STORED DATA start

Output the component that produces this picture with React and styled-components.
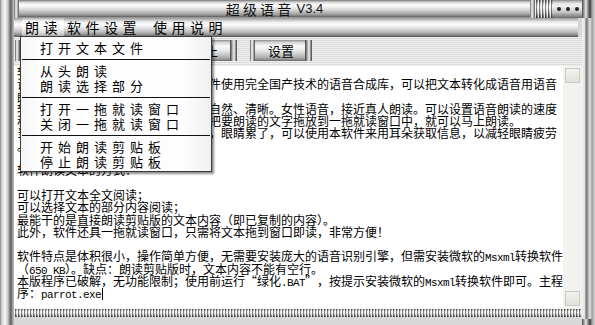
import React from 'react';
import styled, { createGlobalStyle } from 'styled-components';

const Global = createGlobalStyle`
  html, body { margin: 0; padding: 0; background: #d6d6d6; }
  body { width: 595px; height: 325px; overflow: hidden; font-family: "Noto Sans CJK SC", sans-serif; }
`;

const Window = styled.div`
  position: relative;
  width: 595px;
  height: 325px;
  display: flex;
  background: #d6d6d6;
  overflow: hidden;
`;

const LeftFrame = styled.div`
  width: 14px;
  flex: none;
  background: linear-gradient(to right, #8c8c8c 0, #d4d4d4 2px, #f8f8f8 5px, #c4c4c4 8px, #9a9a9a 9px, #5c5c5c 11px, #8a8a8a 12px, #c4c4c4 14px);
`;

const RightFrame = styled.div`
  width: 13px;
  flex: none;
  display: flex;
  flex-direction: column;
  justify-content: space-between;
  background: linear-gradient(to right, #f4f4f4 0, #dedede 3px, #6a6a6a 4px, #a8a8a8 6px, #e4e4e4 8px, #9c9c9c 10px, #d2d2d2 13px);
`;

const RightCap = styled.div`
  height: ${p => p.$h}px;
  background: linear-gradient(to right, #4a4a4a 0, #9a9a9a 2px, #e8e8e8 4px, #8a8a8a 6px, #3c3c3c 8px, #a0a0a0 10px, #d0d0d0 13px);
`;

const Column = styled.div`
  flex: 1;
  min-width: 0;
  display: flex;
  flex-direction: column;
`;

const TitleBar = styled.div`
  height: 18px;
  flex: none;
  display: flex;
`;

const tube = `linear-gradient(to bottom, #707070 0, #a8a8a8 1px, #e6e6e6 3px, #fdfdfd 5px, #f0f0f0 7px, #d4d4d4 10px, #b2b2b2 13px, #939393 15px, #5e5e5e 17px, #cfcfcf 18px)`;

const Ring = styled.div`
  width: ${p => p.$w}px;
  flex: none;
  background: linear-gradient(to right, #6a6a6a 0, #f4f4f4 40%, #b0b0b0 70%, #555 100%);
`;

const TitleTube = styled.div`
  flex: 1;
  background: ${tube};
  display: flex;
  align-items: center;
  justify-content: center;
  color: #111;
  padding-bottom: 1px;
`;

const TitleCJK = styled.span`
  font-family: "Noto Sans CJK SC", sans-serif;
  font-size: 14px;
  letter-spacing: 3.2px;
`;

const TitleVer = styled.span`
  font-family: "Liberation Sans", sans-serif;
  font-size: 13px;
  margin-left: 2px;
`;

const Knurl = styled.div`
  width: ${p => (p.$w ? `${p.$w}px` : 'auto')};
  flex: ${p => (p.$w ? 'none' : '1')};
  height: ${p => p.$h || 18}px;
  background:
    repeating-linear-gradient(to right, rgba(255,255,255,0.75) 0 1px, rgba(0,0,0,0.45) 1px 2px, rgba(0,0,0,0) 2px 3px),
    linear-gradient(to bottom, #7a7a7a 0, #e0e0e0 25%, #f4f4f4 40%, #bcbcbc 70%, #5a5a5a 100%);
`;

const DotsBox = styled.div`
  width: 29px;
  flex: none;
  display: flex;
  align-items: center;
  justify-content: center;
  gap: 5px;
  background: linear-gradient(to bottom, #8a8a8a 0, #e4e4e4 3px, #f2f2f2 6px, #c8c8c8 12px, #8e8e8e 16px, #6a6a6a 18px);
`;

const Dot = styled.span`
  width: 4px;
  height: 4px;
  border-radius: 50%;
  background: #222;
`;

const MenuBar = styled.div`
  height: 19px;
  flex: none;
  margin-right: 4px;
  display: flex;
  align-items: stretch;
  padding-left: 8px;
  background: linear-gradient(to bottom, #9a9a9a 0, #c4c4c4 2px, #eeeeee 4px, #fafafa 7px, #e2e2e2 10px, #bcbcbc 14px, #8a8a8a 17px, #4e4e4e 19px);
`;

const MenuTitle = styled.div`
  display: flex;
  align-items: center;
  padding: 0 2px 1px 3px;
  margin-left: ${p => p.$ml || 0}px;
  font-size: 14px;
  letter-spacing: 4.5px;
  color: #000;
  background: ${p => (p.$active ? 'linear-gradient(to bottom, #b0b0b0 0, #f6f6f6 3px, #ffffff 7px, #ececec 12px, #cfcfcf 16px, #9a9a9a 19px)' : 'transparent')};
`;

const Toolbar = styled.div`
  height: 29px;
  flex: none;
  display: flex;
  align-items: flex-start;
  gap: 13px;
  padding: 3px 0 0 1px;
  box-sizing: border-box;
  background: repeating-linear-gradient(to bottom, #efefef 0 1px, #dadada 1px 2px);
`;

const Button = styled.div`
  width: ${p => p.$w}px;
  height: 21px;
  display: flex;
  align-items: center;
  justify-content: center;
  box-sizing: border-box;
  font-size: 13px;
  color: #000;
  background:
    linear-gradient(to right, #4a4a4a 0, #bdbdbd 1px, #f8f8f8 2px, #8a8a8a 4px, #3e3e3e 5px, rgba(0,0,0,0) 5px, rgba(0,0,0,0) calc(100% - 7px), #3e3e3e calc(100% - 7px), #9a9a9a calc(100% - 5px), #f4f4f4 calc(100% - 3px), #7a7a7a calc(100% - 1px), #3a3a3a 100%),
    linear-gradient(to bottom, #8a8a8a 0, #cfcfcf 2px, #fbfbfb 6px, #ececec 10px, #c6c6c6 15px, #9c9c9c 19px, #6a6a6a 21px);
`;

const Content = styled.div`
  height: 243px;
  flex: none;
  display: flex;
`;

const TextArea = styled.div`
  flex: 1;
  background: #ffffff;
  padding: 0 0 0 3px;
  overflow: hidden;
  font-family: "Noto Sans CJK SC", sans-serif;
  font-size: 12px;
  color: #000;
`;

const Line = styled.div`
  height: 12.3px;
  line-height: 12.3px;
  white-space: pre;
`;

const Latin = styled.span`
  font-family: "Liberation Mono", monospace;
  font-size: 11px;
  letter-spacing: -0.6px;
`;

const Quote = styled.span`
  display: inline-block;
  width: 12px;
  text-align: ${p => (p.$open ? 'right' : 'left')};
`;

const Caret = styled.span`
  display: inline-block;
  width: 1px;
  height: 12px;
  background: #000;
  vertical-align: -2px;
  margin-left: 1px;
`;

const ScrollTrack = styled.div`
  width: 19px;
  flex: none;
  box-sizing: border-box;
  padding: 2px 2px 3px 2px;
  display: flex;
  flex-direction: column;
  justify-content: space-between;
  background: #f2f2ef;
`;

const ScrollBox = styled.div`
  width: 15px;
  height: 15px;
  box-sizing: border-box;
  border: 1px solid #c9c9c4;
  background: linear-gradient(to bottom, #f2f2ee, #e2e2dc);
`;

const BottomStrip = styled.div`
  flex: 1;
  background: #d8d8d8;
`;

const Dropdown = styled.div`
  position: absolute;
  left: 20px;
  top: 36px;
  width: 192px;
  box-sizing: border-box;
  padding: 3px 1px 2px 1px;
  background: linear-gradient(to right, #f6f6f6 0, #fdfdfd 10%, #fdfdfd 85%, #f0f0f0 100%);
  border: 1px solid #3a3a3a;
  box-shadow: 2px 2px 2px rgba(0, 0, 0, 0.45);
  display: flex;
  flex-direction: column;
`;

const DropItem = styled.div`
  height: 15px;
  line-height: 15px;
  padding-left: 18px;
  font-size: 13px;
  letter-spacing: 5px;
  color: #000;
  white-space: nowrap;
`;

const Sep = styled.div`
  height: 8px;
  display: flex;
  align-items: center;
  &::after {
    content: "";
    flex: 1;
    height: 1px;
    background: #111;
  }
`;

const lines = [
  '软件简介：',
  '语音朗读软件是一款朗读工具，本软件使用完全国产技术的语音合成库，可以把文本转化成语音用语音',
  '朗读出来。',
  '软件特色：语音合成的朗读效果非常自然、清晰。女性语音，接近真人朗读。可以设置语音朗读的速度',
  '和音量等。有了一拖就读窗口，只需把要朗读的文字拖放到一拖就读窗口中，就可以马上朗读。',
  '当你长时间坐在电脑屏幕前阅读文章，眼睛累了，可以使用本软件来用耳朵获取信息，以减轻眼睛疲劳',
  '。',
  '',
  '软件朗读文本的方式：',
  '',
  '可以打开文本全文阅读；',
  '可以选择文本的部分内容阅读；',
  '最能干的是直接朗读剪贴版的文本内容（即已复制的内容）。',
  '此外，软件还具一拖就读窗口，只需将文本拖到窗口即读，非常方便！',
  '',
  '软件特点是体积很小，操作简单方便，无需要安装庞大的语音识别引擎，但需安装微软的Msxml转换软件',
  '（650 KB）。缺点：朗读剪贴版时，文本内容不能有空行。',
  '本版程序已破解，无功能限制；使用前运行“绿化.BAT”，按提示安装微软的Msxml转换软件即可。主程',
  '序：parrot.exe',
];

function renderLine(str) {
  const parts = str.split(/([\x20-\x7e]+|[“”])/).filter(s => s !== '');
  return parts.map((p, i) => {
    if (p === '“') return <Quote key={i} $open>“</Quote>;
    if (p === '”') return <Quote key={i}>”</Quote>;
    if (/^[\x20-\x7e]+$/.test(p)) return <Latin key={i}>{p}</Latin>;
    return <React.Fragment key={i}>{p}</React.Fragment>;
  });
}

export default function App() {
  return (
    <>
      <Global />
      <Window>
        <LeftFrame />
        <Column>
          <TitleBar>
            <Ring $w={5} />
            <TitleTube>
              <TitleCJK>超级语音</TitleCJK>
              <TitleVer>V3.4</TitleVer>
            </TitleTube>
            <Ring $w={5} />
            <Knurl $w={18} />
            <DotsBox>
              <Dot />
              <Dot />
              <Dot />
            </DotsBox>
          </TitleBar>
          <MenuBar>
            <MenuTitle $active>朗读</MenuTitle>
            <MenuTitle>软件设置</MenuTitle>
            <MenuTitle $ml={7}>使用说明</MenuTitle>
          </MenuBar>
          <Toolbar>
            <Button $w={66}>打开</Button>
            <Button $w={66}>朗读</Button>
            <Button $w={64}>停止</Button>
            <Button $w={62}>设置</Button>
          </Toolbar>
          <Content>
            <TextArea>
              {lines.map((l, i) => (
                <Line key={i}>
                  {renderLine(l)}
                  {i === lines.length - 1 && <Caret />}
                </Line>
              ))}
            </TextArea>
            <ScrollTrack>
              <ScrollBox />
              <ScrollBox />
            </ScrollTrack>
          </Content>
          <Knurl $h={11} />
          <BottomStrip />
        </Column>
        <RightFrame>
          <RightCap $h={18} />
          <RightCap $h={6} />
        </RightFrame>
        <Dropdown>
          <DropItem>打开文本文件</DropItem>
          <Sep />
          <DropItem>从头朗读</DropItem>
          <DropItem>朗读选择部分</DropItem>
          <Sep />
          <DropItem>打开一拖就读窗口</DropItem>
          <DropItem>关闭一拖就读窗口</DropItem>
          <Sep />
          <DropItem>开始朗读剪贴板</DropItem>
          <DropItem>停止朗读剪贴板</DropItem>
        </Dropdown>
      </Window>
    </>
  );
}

STORED DATA end

• _STATED PROBLEM_
Each line in the data that holds the string "components" should be found and copied.

• _ANSWER FOR THE TASK_
Output the component that produces this picture with React and styled-components.
import styled, { createGlobalStyle } from 'styled-components';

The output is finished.